Fig. 1 shows an example that highlights the aspects of the pressure analyses for the bottomhole pressure (BHP) during and after a fracture treatment of a tight-gas sand. The analogy to transient pressures in reservoirs can be seen with increasing pressure during injection and the pressure falloff or decline after shut-in. Fig. 1 also shows that during the first half of the treatment, the pressure increased, while during the last half of the treatment, the pressure remained essentially constant. The increasing pressure indicates5 extension at essentially constant height, while the constant-pressure period indicates increasing fracture height. During the treatment, the rock confined fluid at a pressure up to 1,400 psi [10 MPa] above the in-situ rock stress of the formation.
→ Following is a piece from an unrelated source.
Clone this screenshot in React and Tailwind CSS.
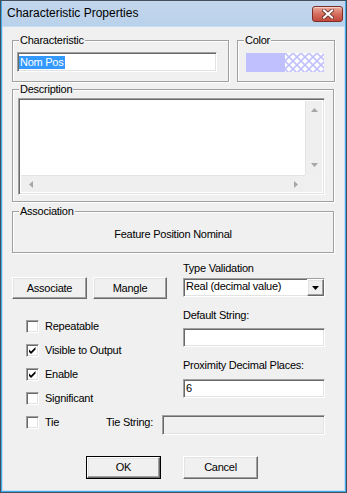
const sunken =
  'border border-t-[#a0a0a0] border-l-[#a0a0a0] border-b-white border-r-white shadow-[inset_1px_1px_0_#696969,inset_-1px_-1px_0_#e3e3e3]'
const raised =
  'border border-t-white border-l-white border-b-[#696969] border-r-[#696969] shadow-[inset_-1px_-1px_0_#a0a0a0,inset_1px_1px_0_#e3e3e3]'

function Group({ label, className, children }) {
  return (
    <div className={`relative border border-[#a0a0a0] shadow-[inset_1px_1px_0_#fff,1px_1px_0_#fff] ${className}`}>
      <span className="absolute -top-[7px] left-[6px] bg-[#f0f0f0] px-px leading-[13px]">{label}</span>
      {children}
    </div>
  )
}

function Button({ children, className, isDefault }) {
  if (isDefault) {
    return (
      <div className={`border border-black ${className}`}>
        <div className={`h-full w-full flex items-center justify-center bg-[#f0f0f0] ${raised}`}>{children}</div>
      </div>
    )
  }
  return (
    <div className={`flex items-center justify-center bg-[#f0f0f0] ${raised} ${className}`}>{children}</div>
  )
}

function Check({ checked }) {
  return (
    <div className={`w-[13px] h-[13px] shrink-0 bg-white ${sunken}`}>
      {checked && (
        <svg width="11" height="11" viewBox="1 1 11 11" className="block">
          <polygon points="3,5.5 5,7.5 9.5,3 9.5,5.5 5,10 3,8" fill="#000" />
        </svg>
      )}
    </div>
  )
}

function CheckRow({ label, checked }) {
  return (
    <div className="h-[24px] flex items-center pl-[14px] gap-[6px]">
      <Check checked={checked} />
      <span className="leading-[13px]">{label}</span>
    </div>
  )
}

function Arrow({ dir }) {
  const pts = {
    up: '0,4 3.5,0 7,4',
    down: '0,0 7,0 3.5,4',
    left: '4,0 4,7 0,3.5',
    right: '0,0 4,3.5 0,7',
  }[dir]
  const vertical = dir === 'up' || dir === 'down'
  return (
    <svg width={vertical ? 7 : 4} height={vertical ? 4 : 7} className="block">
      <polygon points={pts} fill="#a6a6a6" />
    </svg>
  )
}

export default function App() {
  return (
    <div className="w-[347px] h-[493px] border border-[#46505c] bg-[#f0f0f0] text-[11px] tracking-[-0.25px] text-black font-['Liberation_Sans',Arial,sans-serif]">
      <div className="h-full flex flex-col border-x border-b border-[#3cacea]">
        <div className="h-[25px] shrink-0 flex justify-between bg-gradient-to-b from-[#c3d7ee] to-[#b9d1ea] pl-[5px] pr-[2px]">
          <span className="self-center text-[12px] tracking-normal leading-[15px]">Characteristic Properties</span>
          <div className="mt-[5px] w-[31px] h-[16px] rounded-[3px] border border-[#7b2f26] bg-gradient-to-b from-[#e9aa9d] via-[#d46e5e] to-[#c2473a] shadow-[inset_0_1px_0_#f5cfc6] flex items-center justify-center">
            <svg width="12" height="10" viewBox="0 0 12 10">
              <path d="M2 1.5 L10 8.5 M10 1.5 L2 8.5" stroke="#5a1d16" strokeWidth="3.6" strokeLinecap="square" />
              <path d="M2 1.5 L10 8.5 M10 1.5 L2 8.5" stroke="#fff" strokeWidth="2.2" strokeLinecap="square" />
            </svg>
          </div>
        </div>

        <div className="flex-1 border border-[#cadcf1] bg-[#f0f0f0] pl-[9px] pt-[13px]">
          <div className="flex">
            <Group label="Characteristic" className="w-[217px] h-[42px] pl-[4px] pt-[11px]">
              <div className={`w-[200px] h-[20px] bg-white flex items-center pl-px ${sunken}`}>
                <span className="bg-[#3399ff] text-white leading-[13px] px-px">Nom Pos</span>
              </div>
            </Group>
            <Group label="Color" className="ml-[8px] w-[98px] h-[42px] pl-[8px] pt-[12px]">
              <div className="w-[78px] h-[19px] flex">
                <div className="w-[39px] h-full bg-[#c0c0ff]" />
                <svg width="39" height="19" className="block">
                  <defs>
                    <pattern id="hatch" width="8" height="8" patternUnits="userSpaceOnUse">
                      <rect width="8" height="8" fill="#fff" />
                      <path d="M0 0 L8 8 M8 0 L0 8" stroke="#c0c0ff" strokeWidth="1.6" />
                    </pattern>
                  </defs>
                  <rect width="39" height="19" fill="url(#hatch)" />
                </svg>
              </div>
            </Group>
          </div>

          <Group label="Description" className="mt-[7px] w-[322px] h-[113px] pl-[5px] pt-[8px]">
            <div className={`w-[307px] h-[97px] bg-white ${sunken} p-[2px]`}>
              <div className="h-full grid grid-cols-[1fr_17px] grid-rows-[1fr_17px]">
                <div className="bg-white" />
                <div className="bg-[#efefef] border-l border-[#e3e3e3] flex flex-col items-center justify-between pt-[7px] pb-[8px]">
                  <Arrow dir="up" />
                  <Arrow dir="down" />
                </div>
                <div className="bg-[#efefef] border-t border-[#e3e3e3] flex items-center justify-between pl-[8px] pr-[7px]">
                  <Arrow dir="left" />
                  <Arrow dir="right" />
                </div>
                <div className="bg-[#f0f0f0]" />
              </div>
            </div>
          </Group>

          <Group label="Association" className="mt-[9px] w-[322px] h-[42px] pt-[16px] text-center">
            <div className="leading-[13px]">Feature Position Nominal</div>
          </Group>

          <div className="flex">
            <div className="w-[171px]">
              <div className="mt-[24px] flex gap-[6px]">
                <Button className="w-[75px] h-[22px]">Associate</Button>
                <Button className="w-[74px] h-[22px]">Mangle</Button>
              </div>
              <div className="mt-[15px]">
                <CheckRow label="Repeatable" />
                <CheckRow label="Visible to Output" checked />
                <CheckRow label="Enable" checked />
                <CheckRow label="Significant" />
              </div>
            </div>
            <div className="w-[142px] pt-[9px]">
              <div className="leading-[13px]">Type Validation</div>
              <div className={`mt-[3px] h-[19px] bg-white flex ${sunken}`}>
                <span className="flex-1 pl-[2px] leading-[15px]">Real (decimal value)</span>
                <div className={`w-[17px] h-full bg-[#f0f0f0] flex items-center justify-center ${raised}`}>
                  <svg width="7" height="4" className="block">
                    <polygon points="0,0 7,0 3.5,4" fill="#000" />
                  </svg>
                </div>
              </div>
              <div className="mt-[12px] leading-[13px]">Default String:</div>
              <div className={`mt-[6px] h-[19px] bg-white ${sunken}`} />
              <div className="mt-[12px] leading-[13px]">Proximity Decimal Places:</div>
              <div className={`mt-[7px] h-[19px] bg-white flex items-center pl-[2px] ${sunken}`}>
                <span className="leading-[13px]">6</span>
              </div>
            </div>
          </div>

          <div className="h-[25px] flex items-start">
            <div className="w-[94px] pl-[14px] mt-[6px] flex gap-[6px]">
              <Check />
              <span className="leading-[13px]">Tie</span>
            </div>
            <span className="w-[56px] mt-[6px] leading-[13px]">Tie String:</span>
            <div className={`mt-[5px] w-[163px] h-[20px] bg-[#f0f0f0] ${sunken}`} />
          </div>

          <div className="mt-[21px] ml-[74px] flex gap-[22px]">
            <Button isDefault className="w-[75px] h-[23px]">OK</Button>
            <Button className="w-[75px] h-[23px]">Cancel</Button>
          </div>
        </div>
      </div>
    </div>
  )
}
During the initial portion of the decline (clock time of 41 to 44 hours), the fracture closes because of fluid loss to the formation, with the rate of loss proportional to the rate of pressure decline.6 The increased rate of pressure decline at 44 hours was caused by the increasing stiffness of the fracture closing on the proppant at the wellbore. This time is significant for two reasons: the propped width can be inferred from the net pressure divided by the stiffness defined in Eq. 1, and the well can be backflowed with minimum proppant production. Beyond 44 hours, the fracture is essentially closed on the proppant, and the pressure decline reflects the reservoir pressure decline resulting from fluid loss during the treatment. At 56 hours, the pressure has essentially decayed back to the initial pressure of the reservoir. This example indicates the information that can be obtained by recording the fracturing and decline pressures.